“I used to jokingly say, ‘Are we teaching history or are we teaching technology?’” said Gentry, an assistant professor and the technology department chair at Cleveland State.
Many hours have gone into renovating the technology department. Every decision was made through the lens of industry. Gentry and his colleagues have chosen the best tools to equip their students for the workforce.
“Our students could very easily walk out of here with an electromechanical degree and go into TVA’s program with a starting salary of $45,000 to $50,000 a year,” Gentry said.
A $45,000 starting salary is more than others receive in Tennessee. The average starting salary for some professionals in Tennessee are: $32,000 for teachers; $20,000 to $50,000 for registered nurses; and $28,500 for pharmacy technicians.
“My fear is a lot of people in the community do not know the capability we have here,” Gentry said. “... We have really changed and evolved the programs here over the last four years.”
Pamphlets for various robots cover Gentry’s desk. In the corner sits measuring equipment packed in boxes. Plastic models from a 3D printer sit on the desk. These are all a part of the plan to provide tools in the laboratory for all students.
Gentry readily discusses the tools he has in mind for the department: robots, an electromechanical assembly line, and plasma cutters to name a few. These items will be going into various rooms in the department. The $2.5 million project includes a building currently under constuction. It will connect to the end of the department and should be finished by mid-September. Half of the money will go toward the building and the other half is to provide tools, instructors, and furnishings.
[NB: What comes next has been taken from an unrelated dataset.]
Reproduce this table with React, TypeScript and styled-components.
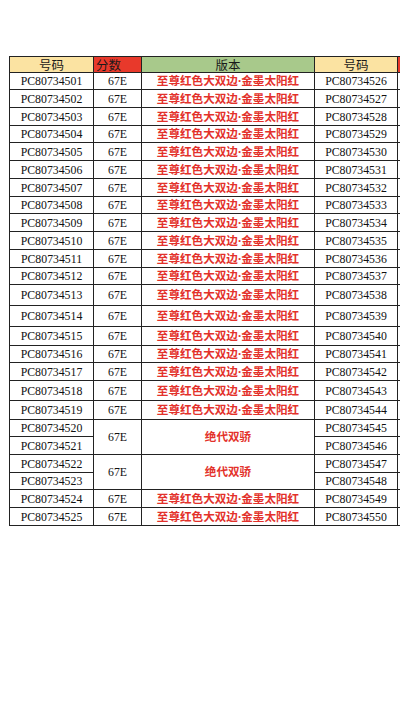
import styled, { createGlobalStyle } from "styled-components";

const Global = createGlobalStyle`
  html, body { margin: 0; padding: 0; background: #ffffff; overflow: hidden; }
  body { width: 400px; height: 711px; }
`;

const Page = styled.div`
  width: 400px;
  height: 711px;
  overflow: hidden;
  padding: 56px 0 0 9px;
  box-sizing: border-box;
`;

const Sheet = styled.table`
  border-collapse: collapse;
  table-layout: fixed;
  width: 450px;
  border: 1.5px solid #222;
`;

const Head = styled.th<{ $bg: string; $left?: boolean }>`
  background: ${(p) => p.$bg};
  border: 1px solid #222;
  height: 15px;
  padding: 0 2px;
  font-family: "Noto Sans CJK SC", "Noto Sans", sans-serif;
  font-weight: 400;
  font-size: 12.5px;
  line-height: 15px;
  color: #1a1a1a;
  text-align: ${(p) => (p.$left ? "left" : "center")};
`;

const Cell = styled.td<{ $h: number }>`
  border: 1px solid #222;
  height: ${(p) => p.$h}px;
  padding: 0;
  text-align: center;
  font-family: "Liberation Serif", "Times New Roman", serif;
  font-size: 11.8px;
  line-height: 14px;
  color: #111;
  white-space: nowrap;
  overflow: hidden;
`;

const Version = styled(Cell)`
  font-family: "Noto Sans", "Noto Sans CJK SC", sans-serif;
  font-weight: 700;
  font-size: 11.6px;
  color: #e3312b;
`;

const CREAM = "#fbe3a2";
const RED = "#e8392b";
const GREEN = "#a8c98b";

const NAME = "至尊红色大双边·金墨太阳红";
const PAIR = "绝代双骄";

// row heights measured from the sheet (content height, border excluded)
const heights = [
  16, 17, 17, 16, 17, 17, 17, 16, 17, 17, 17, 16, 20, 20, 18, 16, 17, 19, 18, 16, 17,
  17, 16, 17, 17,
];

type Row = { h: number; left: number; right: number; kind: "name" | "pairTop" | "pairBottom" };

const rows: Row[] = heights.map((h, i) => {
  const n = i + 1;
  let kind: Row["kind"] = "name";
  if (n === 20 || n === 22) kind = "pairTop";
  if (n === 21 || n === 23) kind = "pairBottom";
  return { h, left: 34500 + n, right: 34525 + n, kind };
});

export default function App() {
  return (
    <>
      <Global />
      <Page>
        <Sheet>
          <colgroup>
            <col style={{ width: 84 }} />
            <col style={{ width: 48 }} />
            <col style={{ width: 173 }} />
            <col style={{ width: 83 }} />
            <col style={{ width: 62 }} />
          </colgroup>
          <thead>
            <tr>
              <Head $bg={CREAM}>号码</Head>
              <Head $bg={RED} $left>分数</Head>
              <Head $bg={GREEN}>版本</Head>
              <Head $bg={CREAM}>号码</Head>
              <Head $bg={RED}></Head>
            </tr>
          </thead>
          <tbody>
            {rows.map((r) => (
              <tr key={r.left}>
                <Cell $h={r.h}>PC807{r.left}</Cell>
                {r.kind === "name" && <Cell $h={r.h}>67E</Cell>}
                {r.kind === "name" && <Version $h={r.h}>{NAME}</Version>}
                {r.kind === "pairTop" && (
                  <Cell $h={r.h} rowSpan={2}>
                    67E
                  </Cell>
                )}
                {r.kind === "pairTop" && (
                  <Version $h={r.h} rowSpan={2}>
                    {PAIR}
                  </Version>
                )}
                <Cell $h={r.h}>PC807{r.right}</Cell>
                <Cell $h={r.h}></Cell>
              </tr>
            ))}
          </tbody>
        </Sheet>
      </Page>
    </>
  );
}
“We have purposefully modeled the building after the industry look,” Gentry said. “A lot of stuff will be exposed and opened. There will be plenty of windows to provide natural light and allow passersby to see what we are working on.
“Students will go from using basic robotics in front of the room to using machines with robots to building systems that will assemble items.”
Robotics is the golden word of the technology department. Industries are using robotics and Gentry wants his students to be prepared.
“We’ve done a little bit with robotics, but we are really trying to expand that. We want to look at how industries are using automatic manufacturing to produce parts, to assemble pieces, etc. We will have that capability in the new building,” Gentry said.
The department offers a variety of degrees and technical certificates. Degrees offered include: general technology, computer information technology, chemical process technology, drafting and design, and electro-mechanical. Technical certificates offered include: climate control, mechanical maintenance fundamentals, electrical maintenance fundamentals, and technology essentials.
“The engineer needs the four-year degree and they are important and wonderful, but you need those technicians that know how to use their math and science skills,” Gentry said. “They need to understand how the technology works and how to draft and design.”
Gentry said he works closely with the Career and Technical Education heads at the local high schools. Meetings are used to discuss dual enrollment courses and similarities between existing courses. Both parties agree the general public’s view of industry is outdated.
“Students hear what we tell them on one hand, and on the other, they have their parents saying, ‘I want my children to do something better or different from what I did,’” Gentry said. “They still have the vision of industry being a dirty, smoky job and it’s not.”
According to Gentry, the “industry of today” is a thinking man’s profession.
“A technician’s job is to observe and think and respond and report. ... There are a variety of things to do. It’s really using all of your skills and knowledge to keep the process moving,” Gentry said.